For several years, Elizabeth was in denial about her father’s death. She imagined her father was still alive in Vietnam. Perhaps he had been captured? Maybe he had forgotten who he was? Maybe, he had remarried?

“As a kid, you’re thinking all these things to make him alive,” she said. “I wanted to go find him when I got older.”

Once Elizabeth settled into adulthood, her father’s death became more real, especially after she spoke with the radar and electronics officer in her father’s plane who had parachuted out before the crash. That man was rescued.

His survival was one of the reasons why her father was awarded the Distinguished Flying Cross for his final flight on Oct. 22, 1966 during which he led a wave of aircraft against a railroad bridge in North Vietnam. The citation says he was awarded the medal posthumously for “his outstanding airmanship and dogged perseverance.”

 Although his aircraft was hit by 57 mm fire, he courageously and skillfully pressed home a successful rocket attack, scoring direct hits...

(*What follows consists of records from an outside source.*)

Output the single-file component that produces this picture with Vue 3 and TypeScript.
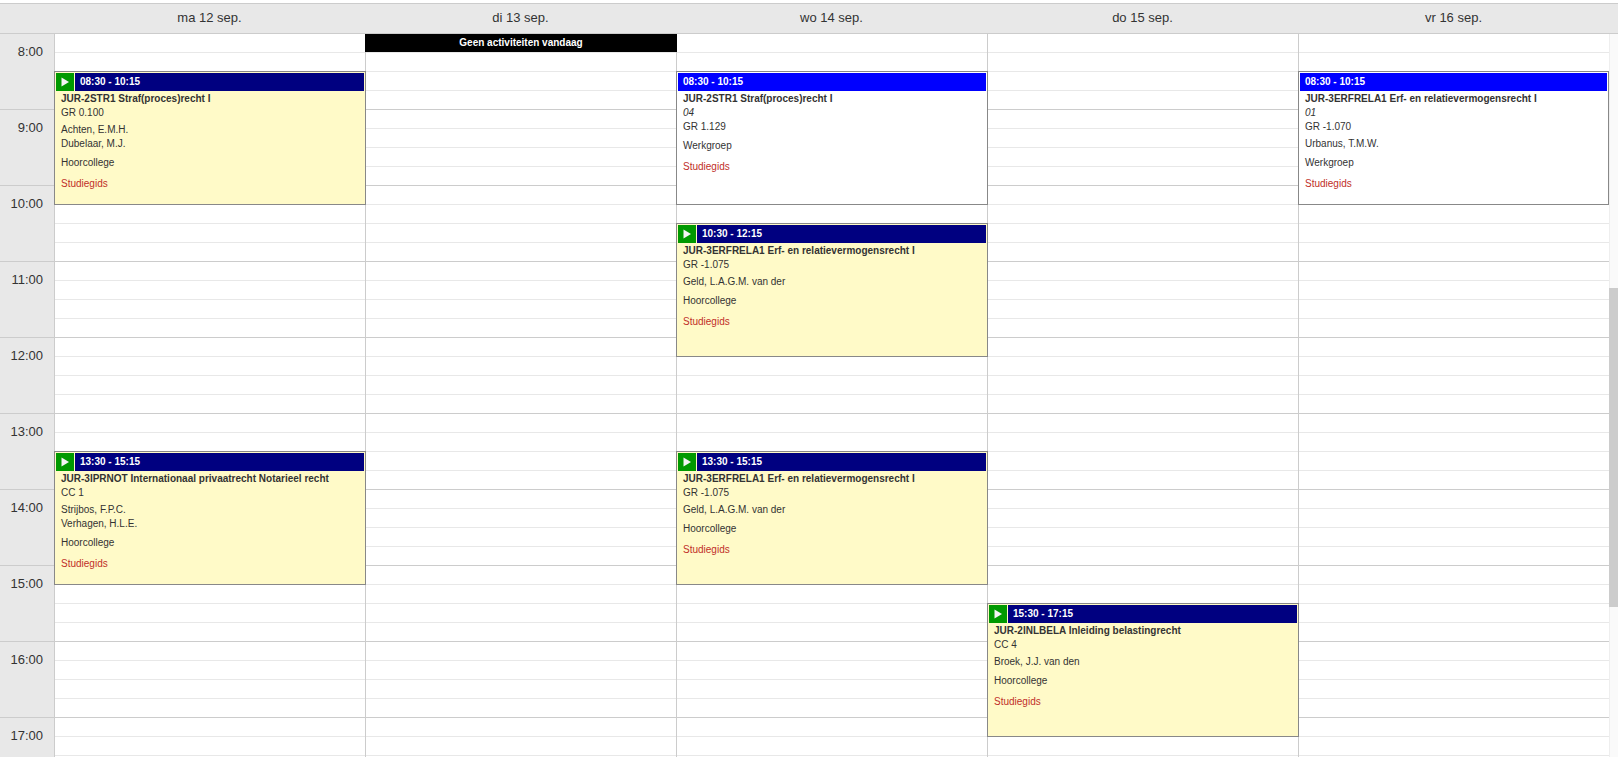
<script setup lang="ts">
interface Activity {
  start: number
  time: string
  title: string
  group?: string
  room: string
  teachers: string[]
  kind: string
  lecture: boolean
}
interface Day {
  label: string
  empty?: boolean
  activities: Activity[]
}

const hours = Array.from({ length: 10 }, (_, i) => `${8 + i}:00`)
const quarterRows = Array.from({ length: 40 }, (_, i) => i)

const days: Day[] = [
  {
    label: 'ma 12 sep.',
    activities: [
      { start: 2, time: '08:30 - 10:15', title: 'JUR-2STR1 Straf(proces)recht I', room: 'GR 0.100', teachers: ['Achten, E.M.H.', 'Dubelaar, M.J.'], kind: 'Hoorcollege', lecture: true },
      { start: 22, time: '13:30 - 15:15', title: 'JUR-3IPRNOT Internationaal privaatrecht Notarieel recht', room: 'CC 1', teachers: ['Strijbos, F.P.C.', 'Verhagen, H.L.E.'], kind: 'Hoorcollege', lecture: true }
    ]
  },
  { label: 'di 13 sep.', empty: true, activities: [] },
  {
    label: 'wo 14 sep.',
    activities: [
      { start: 2, time: '08:30 - 10:15', title: 'JUR-2STR1 Straf(proces)recht I', group: '04', room: 'GR 1.129', teachers: [], kind: 'Werkgroep', lecture: false },
      { start: 10, time: '10:30 - 12:15', title: 'JUR-3ERFRELA1 Erf- en relatievermogensrecht I', room: 'GR -1.075', teachers: ['Geld, L.A.G.M. van der'], kind: 'Hoorcollege', lecture: true },
      { start: 22, time: '13:30 - 15:15', title: 'JUR-3ERFRELA1 Erf- en relatievermogensrecht I', room: 'GR -1.075', teachers: ['Geld, L.A.G.M. van der'], kind: 'Hoorcollege', lecture: true }
    ]
  },
  {
    label: 'do 15 sep.',
    activities: [
      { start: 30, time: '15:30 - 17:15', title: 'JUR-2INLBELA Inleiding belastingrecht', room: 'CC 4', teachers: ['Broek, J.J. van den'], kind: 'Hoorcollege', lecture: true }
    ]
  },
  {
    label: 'vr 16 sep.',
    activities: [
      { start: 2, time: '08:30 - 10:15', title: 'JUR-3ERFRELA1 Erf- en relatievermogensrecht I', group: '01', room: 'GR -1.070', teachers: ['Urbanus, T.M.W.'], kind: 'Werkgroep', lecture: false }
    ]
  }
]

const QUARTER = 19
function topOf(a: Activity): string {
  return `${a.start * QUARTER - 1}px`
}
</script>

<template>
  <div class="page">
    <div class="calendar">
      <header class="head">
        <div class="corner"></div>
        <div v-for="d in days" :key="d.label" class="head-cell">{{ d.label }}</div>
        <div class="head-gap"></div>
      </header>
      <div class="body">
        <div class="times">
          <div v-for="h in hours" :key="h" class="hour">{{ h }}</div>
        </div>
        <div v-for="d in days" :key="d.label" class="day">
          <div
            v-for="q in quarterRows"
            :key="q"
            class="quarter"
            :class="{ 'quarter-hour': q % 4 === 3 }"
          ></div>
          <div v-if="d.empty" class="no-activity">Geen activiteiten vandaag</div>
          <article
            v-for="a in d.activities"
            :key="a.time"
            class="activity"
            :class="a.lecture ? 'lecture' : 'seminar'"
            :style="{ top: topOf(a) }"
          >
            <div class="bar">
              <span v-if="a.lecture" class="play">
                <svg width="10" height="10" viewBox="0 0 10 10"><path d="M1.5 0.5 L9 5 L1.5 9.5 Z" fill="#f4f4f4" /></svg>
              </span>
              <span class="time">{{ a.time }}</span>
            </div>
            <div class="info">
              <div class="title">{{ a.title }}</div>
              <div v-if="a.group" class="group">{{ a.group }}</div>
              <div class="line">{{ a.room }}</div>
              <div class="teachers">
                <div v-for="t in a.teachers" :key="t" class="line">{{ t }}</div>
              </div>
              <div class="line kind">{{ a.kind }}</div>
              <a class="line guide">Studiegids</a>
            </div>
          </article>
        </div>
        <div class="scrollbar"><div class="thumb"></div></div>
      </div>
    </div>
  </div>
</template>

<style>
html,
body {
  margin: 0;
  padding: 0;
  background: #fff;
  overflow: hidden;
}
</style>

<style scoped>
.page {
  height: 757px;
  overflow: hidden;
  padding-top: 3px;
  box-sizing: border-box;
  font-family: "Liberation Sans", Arial, sans-serif;
  color: #333;
}
.calendar {
  display: flex;
  flex-direction: column;
  height: 754px;
  overflow: hidden;
}
.head {
  display: flex;
  flex: none;
  height: 29px;
  background: #e8e8e8;
  border-top: 1px solid #ccc;
  border-bottom: 1px solid #ccc;
}
.corner {
  flex: none;
  width: 54px;
}
.head-cell {
  flex: none;
  width: 311px;
  text-align: center;
  font-size: 13px;
  line-height: 28px;
}
.head-gap {
  flex: 1;
}
.body {
  display: flex;
  flex: 1;
  min-height: 0;
  overflow: hidden;
}
.times {
  flex: none;
  width: 54px;
  background: #e8e8e8;
  border-right: 1px solid #ccc;
}
.hour {
  box-sizing: border-box;
  height: 76px;
  padding: 10px 11px 0 0;
  text-align: right;
  font-size: 13px;
  line-height: 16px;
  border-bottom: 1px solid #ccc;
}
.day {
  position: relative;
  flex: none;
  box-sizing: border-box;
  width: 311px;
  border-right: 1px solid #ccc;
}
.day:nth-last-child(2) {
  width: 310px;
  border-right: 0;
}
.day:nth-last-child(2) .activity {
  width: 311px;
}
.quarter {
  box-sizing: border-box;
  height: 19px;
  border-bottom: 1px solid #e8e8e8;
}
.quarter-hour {
  border-bottom-color: #ccc;
}
.no-activity {
  position: absolute;
  top: 0;
  left: -1px;
  width: 312px;
  height: 18px;
  background: #000;
  color: #fff;
  font-size: 10px;
  font-weight: bold;
  line-height: 18px;
  text-align: center;
}
.activity {
  position: absolute;
  left: -1px;
  width: 312px;
  height: 134px;
  box-sizing: border-box;
  border: 1px solid #888;
  padding: 1px;
  font-size: 10px;
  overflow: hidden;
}
.lecture {
  background: #fffac8;
}
.seminar {
  background: #fff;
}
.bar {
  display: flex;
  height: 18px;
}
.play {
  display: flex;
  flex: none;
  align-items: center;
  justify-content: center;
  width: 18px;
  height: 18px;
  margin-right: 1px;
  background: #009900;
}
.time {
  flex: 1;
  padding-left: 5px;
  font-size: 10px;
  font-weight: bold;
  line-height: 18px;
  color: #fff;
}
.lecture .time {
  background: #000080;
}
.seminar .time {
  background: #0000ff;
}
.info {
  padding: 1px 5px 0;
}
.title {
  font-size: 10px;
  font-weight: bold;
  line-height: 14px;
  white-space: nowrap;
}
.group {
  font-style: italic;
  line-height: 14px;
}
.line {
  display: block;
  line-height: 14px;
}
.teachers {
  margin-top: 3px;
}
.kind {
  margin-top: 5px;
}
.guide {
  margin-top: 7px;
  color: #bf2f28;
}
.scrollbar {
  flex: 1;
  position: relative;
  background: #fafafa;
  border-left: 1px solid #eee;
}
.thumb {
  position: absolute;
  top: 254px;
  left: -1px;
  right: 0;
  height: 319px;
  background: #ccc;
}
</style>
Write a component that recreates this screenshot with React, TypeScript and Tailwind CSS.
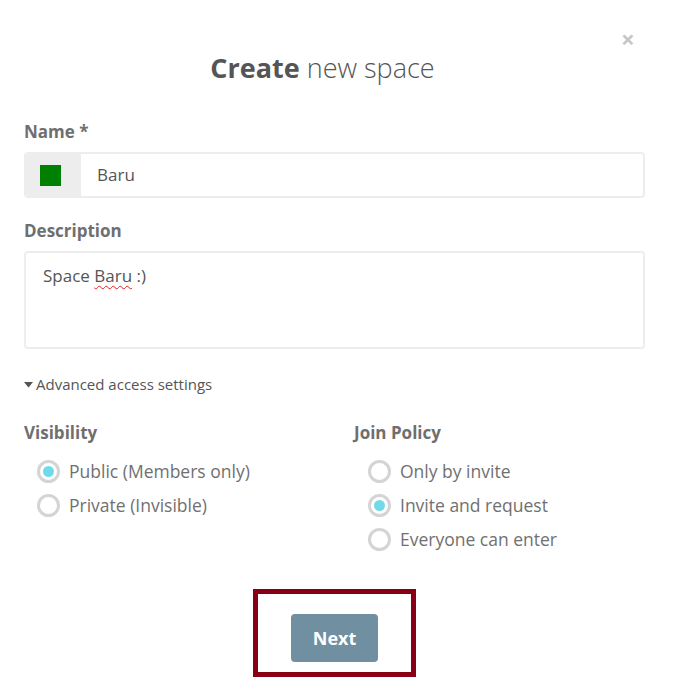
export default function App() {
  return (
    <div className="relative flex w-[682px] h-[697px] flex-col bg-white font-['Open_Sans',sans-serif] pl-[24px] pr-[37px] pt-[48px]">
      <button className="absolute left-[621px] top-[24px] text-[24px] font-bold leading-[30px] text-[#c6c6c6]">
        ×
      </button>

      <h1 className="h-[40px] pr-[24px] text-center text-[27px] leading-[40px] text-[#555]">
        <span className="font-bold">Create</span> <span className="font-light">new space</span>
      </h1>

      <label className="mt-[32px] block text-[17px] font-bold leading-[24px] text-[#6f6f6f]">Name *</label>
      <div className="mt-[8px] flex h-[46px] overflow-hidden rounded-[4px] border-2 border-[#ededed]">
        <div className="flex w-[55px] items-center bg-[#ededed] pl-[14px]">
          <span className="h-[21px] w-[21px] bg-[#008000]" />
        </div>
        <div className="flex flex-1 items-center pl-[16px] text-[17px] text-[#555]">Baru</div>
      </div>

      <label className="mt-[21px] block text-[17px] font-bold leading-[24px] text-[#6f6f6f]">Description</label>
      <div className="mt-[8px] h-[98px] rounded-[4px] border-2 border-[#ededed] px-[17px] pt-[11px] text-[17px] leading-[24px] text-[#555]">
        Space{" "}
        <span className="underline decoration-wavy decoration-[#e02020] decoration-1 underline-offset-[3px]">Baru</span> :)
      </div>

      <div className="mt-[25px] flex h-[20px] items-center gap-[3px] text-[15px] text-[#555]">
        <svg width="9" height="6" viewBox="0 0 9 6" className="mt-[1px]">
          <path d="M0 0h9L4.5 5.5z" fill="#555" />
        </svg>
        Advanced access settings
      </div>

      <div className="mt-[27px] grid grid-cols-[330px_1fr]">
        <RadioGroup
          title="Visibility"
          options={["Public (Members only)", "Private (Invisible)"]}
          checked={0}
          indent="pl-[13px]"
        />
        <RadioGroup
          title="Join Policy"
          options={["Only by invite", "Invite and request", "Everyone can enter"]}
          checked={1}
          indent="pl-[14px]"
        />
      </div>

      <div className="mt-[33px] flex justify-center">
        <div className="flex h-[88px] w-[163px] justify-center border-[5px] border-[#870016] pt-[20px]">
          <button className="h-[48px] w-[87px] rounded-[4px] bg-[#708fa0] text-[18px] font-bold text-white">
            Next
          </button>
        </div>
      </div>
    </div>
  );
}

function RadioGroup({
  title,
  options,
  checked,
  indent,
}: {
  title: string;
  options: string[];
  checked: number;
  indent: string;
}) {
  return (
    <div>
      <div className="text-[17px] font-bold leading-[24px] text-[#6f6f6f]">{title}</div>
      <div className={`mt-[9px] ${indent}`}>
        {options.map((opt, i) => (
          <div key={opt} className="flex h-[34px] items-center gap-[9px] text-[17.5px] text-[#707070]">
            <span className="flex h-[23px] w-[23px] shrink-0 items-center justify-center rounded-full border-[3px] border-[#d4d4d4]">
              {i === checked && <span className="h-[11px] w-[11px] rounded-full bg-[#6fdbe8]" />}
            </span>
            {opt}
          </div>
        ))}
      </div>
    </div>
  );
}
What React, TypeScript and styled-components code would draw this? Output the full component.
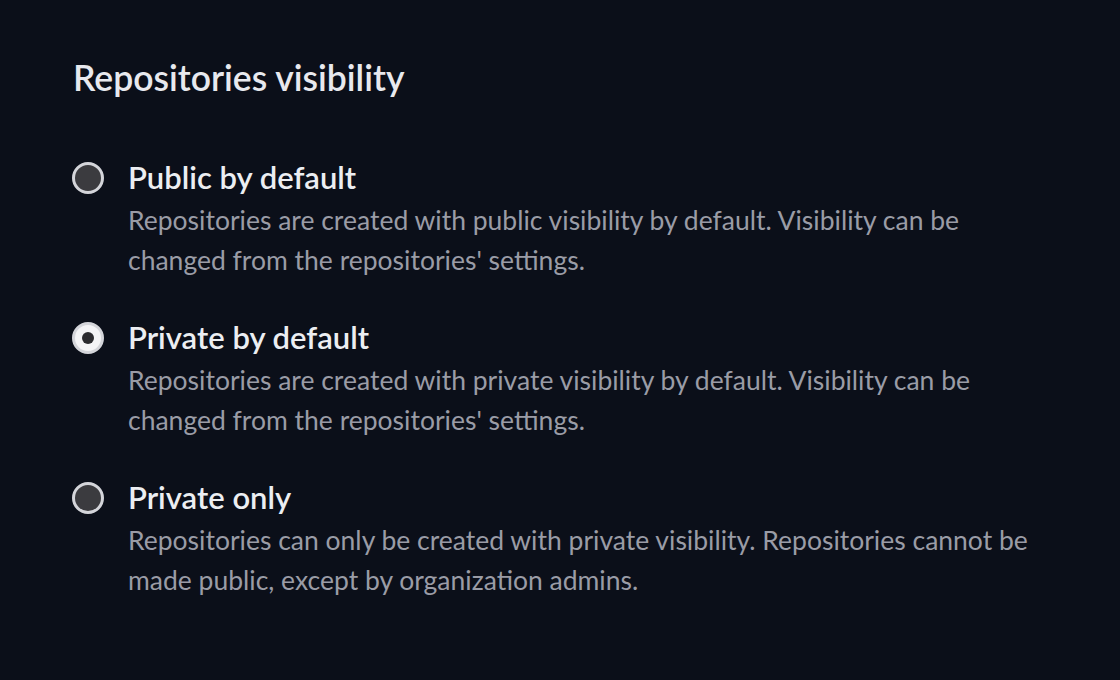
import React from "react";
import styled, { createGlobalStyle } from "styled-components";

const GlobalStyle = createGlobalStyle`
  html, body {
    margin: 0;
    padding: 0;
    background: #0b0f19;
  }
  body {
    font-family: "Lato", "Noto Sans", sans-serif;
  }
`;

const Page = styled.div`
  width: 1120px;
  height: 680px;
  box-sizing: border-box;
  padding: 56px 73px 0 73px;
  background: #0b0f19;
`;

const Heading = styled.h2`
  margin: 0 0 57px 0;
  font-size: 35.5px;
  line-height: 44px;
  font-weight: 600;
  color: #e8e9ee;
`;

const OptionList = styled.div`
  display: flex;
  flex-direction: column;
  gap: 37px;
`;

const Option = styled.label`
  display: flex;
  align-items: flex-start;
  gap: 24px;
  cursor: pointer;
`;

const Radio = styled.span<{ $checked: boolean }>`
  flex: none;
  width: 32px;
  height: 32px;
  margin: 5px 0 0 -1px;
  box-sizing: border-box;
  border-radius: 50%;
  border: 3px solid #d4d5da;
  background: ${(p) => (p.$checked ? "#f4f4f6" : "#3b3b3f")};
  display: flex;
  align-items: center;
  justify-content: center;

  &::after {
    content: "";
    display: ${(p) => (p.$checked ? "block" : "none")};
    width: 12px;
    height: 12px;
    border-radius: 50%;
    background: #2b2b2f;
  }
`;

const Texts = styled.div`
  display: flex;
  flex-direction: column;
`;

const Title = styled.div`
  font-size: 31px;
  line-height: 40px;
  font-weight: 600;
  color: #eceef2;
`;

const Description = styled.div`
  margin-top: 3px;
  font-size: 26.5px;
  line-height: 40px;
  color: #9a9ca6;
  max-width: 912px;
`;

const options = [
  {
    title: "Public by default",
    description:
      "Repositories are created with public visibility by default. Visibility can be changed from the repositories' settings.",
    checked: false,
  },
  {
    title: "Private by default",
    description:
      "Repositories are created with private visibility by default. Visibility can be changed from the repositories' settings.",
    checked: true,
  },
  {
    title: "Private only",
    description:
      "Repositories can only be created with private visibility. Repositories cannot be made public, except by organization admins.",
    checked: false,
  },
];

export default function App() {
  return (
    <>
      <GlobalStyle />
      <Page>
        <Heading>Repositories visibility</Heading>
        <OptionList>
          {options.map((o) => (
            <Option key={o.title}>
              <Radio $checked={o.checked} />
              <Texts>
                <Title>{o.title}</Title>
                <Description>{o.description}</Description>
              </Texts>
            </Option>
          ))}
        </OptionList>
      </Page>
    </>
  );
}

At grave personal risk, he remained with and skillfully piloted his crippled and burning plane out to sea, ensuring the safe ejection and recovery of his radar intercept officer.  

The Navy knows the coordinates of the aircraft, Elizabeth said, but has told her the wreckage is too deep to recover. At some point, she and her husband hope to rent a boat to visit the site and have a private memorial. She harbors a splinter of hope someday something of him will be recovered and his grave will no longer be empty. She would have something more to visit. On this Memorial Day, perhaps she’ll raise a glass in his honor instead.

Elizabeth McBride was 10 years old when her father's plane was shot down in Vietnam. Here she holds one of her favorite photos of him.

“We just have to make the best out of it,” she said.